* **Problem requirements**
Skip the pictures and quote all of the lines exactly.
___ Raw data ___
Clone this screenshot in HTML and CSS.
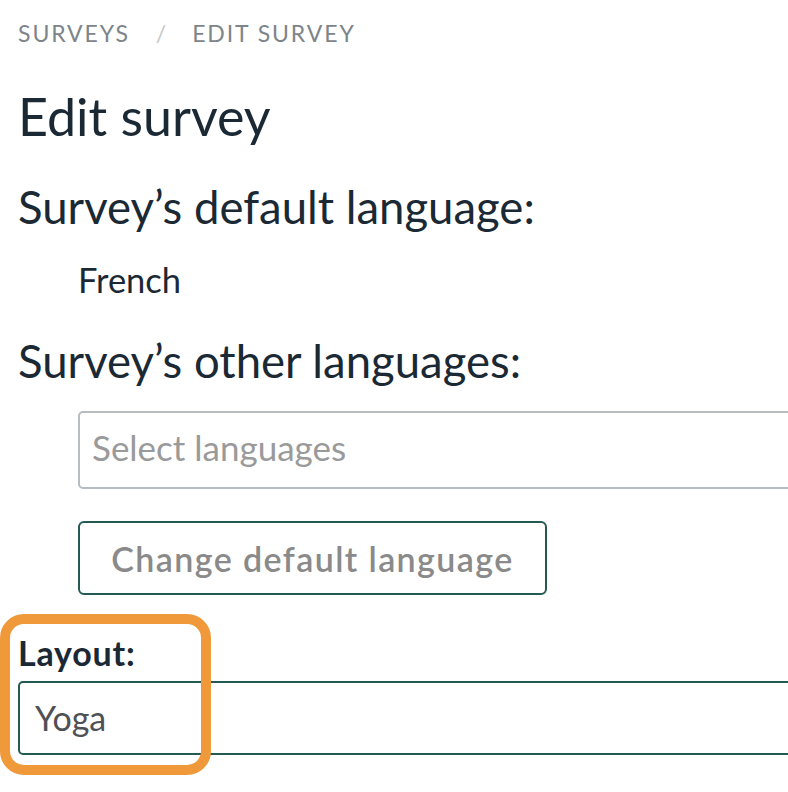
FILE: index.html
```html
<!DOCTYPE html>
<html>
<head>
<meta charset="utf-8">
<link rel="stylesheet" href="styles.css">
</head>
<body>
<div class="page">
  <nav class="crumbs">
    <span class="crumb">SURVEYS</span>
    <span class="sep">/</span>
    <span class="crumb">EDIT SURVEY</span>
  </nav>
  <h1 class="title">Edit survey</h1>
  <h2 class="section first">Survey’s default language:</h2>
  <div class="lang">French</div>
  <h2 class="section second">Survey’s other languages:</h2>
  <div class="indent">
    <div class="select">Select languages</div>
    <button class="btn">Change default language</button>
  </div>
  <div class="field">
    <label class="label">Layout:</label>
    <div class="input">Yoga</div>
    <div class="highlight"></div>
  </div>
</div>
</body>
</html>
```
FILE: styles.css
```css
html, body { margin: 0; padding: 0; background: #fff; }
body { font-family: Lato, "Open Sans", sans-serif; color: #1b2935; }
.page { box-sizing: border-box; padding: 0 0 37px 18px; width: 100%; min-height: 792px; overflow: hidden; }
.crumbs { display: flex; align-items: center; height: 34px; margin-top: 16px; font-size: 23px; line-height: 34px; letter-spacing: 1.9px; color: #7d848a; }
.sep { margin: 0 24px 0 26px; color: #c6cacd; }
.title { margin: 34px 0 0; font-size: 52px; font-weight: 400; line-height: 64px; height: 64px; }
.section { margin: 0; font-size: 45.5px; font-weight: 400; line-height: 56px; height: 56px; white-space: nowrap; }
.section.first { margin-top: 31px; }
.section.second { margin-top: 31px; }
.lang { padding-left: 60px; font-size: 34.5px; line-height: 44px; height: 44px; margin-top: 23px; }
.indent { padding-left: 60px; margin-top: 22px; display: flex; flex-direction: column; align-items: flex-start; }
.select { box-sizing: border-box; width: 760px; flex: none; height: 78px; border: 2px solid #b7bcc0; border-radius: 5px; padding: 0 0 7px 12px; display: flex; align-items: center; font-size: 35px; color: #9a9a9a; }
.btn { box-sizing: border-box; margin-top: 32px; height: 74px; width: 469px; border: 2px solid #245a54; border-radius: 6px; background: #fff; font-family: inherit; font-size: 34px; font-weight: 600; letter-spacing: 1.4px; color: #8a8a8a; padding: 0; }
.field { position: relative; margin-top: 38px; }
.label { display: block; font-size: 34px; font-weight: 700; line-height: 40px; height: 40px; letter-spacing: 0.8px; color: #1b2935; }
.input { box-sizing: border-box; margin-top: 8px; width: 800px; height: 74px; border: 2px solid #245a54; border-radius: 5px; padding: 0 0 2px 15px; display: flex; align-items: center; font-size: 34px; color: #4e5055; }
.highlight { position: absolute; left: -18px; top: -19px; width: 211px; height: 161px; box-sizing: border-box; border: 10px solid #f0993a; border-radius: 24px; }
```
___
* **Complete answer**
Clone this screenshot in HTML and CSS.
FILE: index.html
```html
<!DOCTYPE html>
<html>
<head>
<meta charset="utf-8">
<link rel="stylesheet" href="styles.css">
</head>
<body>
<div class="page">
  <nav class="crumbs">
    <span class="crumb">SURVEYS</span>
    <span class="sep">/</span>
    <span class="crumb">EDIT SURVEY</span>
  </nav>
  <h1 class="title">Edit survey</h1>
  <h2 class="section first">Survey’s default language:</h2>
  <div class="lang">French</div>
  <h2 class="section second">Survey’s other languages:</h2>
  <div class="indent">
    <div class="select">Select languages</div>
    <button class="btn">Change default language</button>
  </div>
  <div class="field">
    <label class="label">Layout:</label>
    <div class="input">Yoga</div>
    <div class="highlight"></div>
  </div>
</div>
</body>
</html>
```
FILE: styles.css
```css
html, body { margin: 0; padding: 0; background: #fff; }
body { font-family: Lato, "Open Sans", sans-serif; color: #1b2935; }
.page { box-sizing: border-box; padding: 0 0 37px 18px; width: 100%; min-height: 792px; overflow: hidden; }
.crumbs { display: flex; align-items: center; height: 34px; margin-top: 16px; font-size: 23px; line-height: 34px; letter-spacing: 1.9px; color: #7d848a; }
.sep { margin: 0 24px 0 26px; color: #c6cacd; }
.title { margin: 34px 0 0; font-size: 52px; font-weight: 400; line-height: 64px; height: 64px; }
.section { margin: 0; font-size: 45.5px; font-weight: 400; line-height: 56px; height: 56px; white-space: nowrap; }
.section.first { margin-top: 31px; }
.section.second { margin-top: 31px; }
.lang { padding-left: 60px; font-size: 34.5px; line-height: 44px; height: 44px; margin-top: 23px; }
.indent { padding-left: 60px; margin-top: 22px; display: flex; flex-direction: column; align-items: flex-start; }
.select { box-sizing: border-box; width: 760px; flex: none; height: 78px; border: 2px solid #b7bcc0; border-radius: 5px; padding: 0 0 7px 12px; display: flex; align-items: center; font-size: 35px; color: #9a9a9a; }
.btn { box-sizing: border-box; margin-top: 32px; height: 74px; width: 469px; border: 2px solid #245a54; border-radius: 6px; background: #fff; font-family: inherit; font-size: 34px; font-weight: 600; letter-spacing: 1.4px; color: #8a8a8a; padding: 0; }
.field { position: relative; margin-top: 38px; }
.label { display: block; font-size: 34px; font-weight: 700; line-height: 40px; height: 40px; letter-spacing: 0.8px; color: #1b2935; }
.input { box-sizing: border-box; margin-top: 8px; width: 800px; height: 74px; border: 2px solid #245a54; border-radius: 5px; padding: 0 0 2px 15px; display: flex; align-items: center; font-size: 34px; color: #4e5055; }
.highlight { position: absolute; left: -18px; top: -19px; width: 211px; height: 161px; box-sizing: border-box; border: 10px solid #f0993a; border-radius: 24px; }
```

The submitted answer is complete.